Karlex Antoine "The French TGV high-speed train tour was from April 30th to May 6th on the Paris/ Montpellier/ Perignan line. I was so excited. We played our repertoire differently just for the train. The show took place in the Bar iDZinc and was decorated to reflect my world. The idea came because iDTGV is a concept that was developed by France's SNCF to be an entirely different way to take the train. When a friend of mine presented them with the idea, they loved the music and decided to go for it."
[Mark Kirby] What is your live show like?
Karlex Antoine "The live tour reflects more what I want to do and what the next album might be like: more funky, Afro Beat and world oriented as well as very energetic and edgier.

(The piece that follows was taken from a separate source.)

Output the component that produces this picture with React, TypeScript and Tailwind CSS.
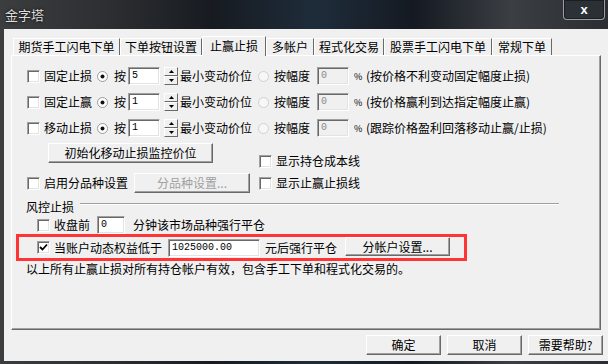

Most of all, my voice has bloomed and the shyness that I felt while recording the album has faded away. I had been away from playing music, and I needed to get my confidence back. I am a performing artist and I feel that I need to win my public with my live shows."
Whereas many musical artists - Kanye West and The Killers to name two - indulge in rap style braggadocio, Karlex remains down to earth and humble. When asked how he would describe himself as an artist, he replied, "I don't know if I am an artist, I would love to be one but I am so ordinary. I think I am just a guy who can write songs. I am just trying to share that with people and hope they will be interested, or may feel a connection because they sometimes feel exactly what I am talking about."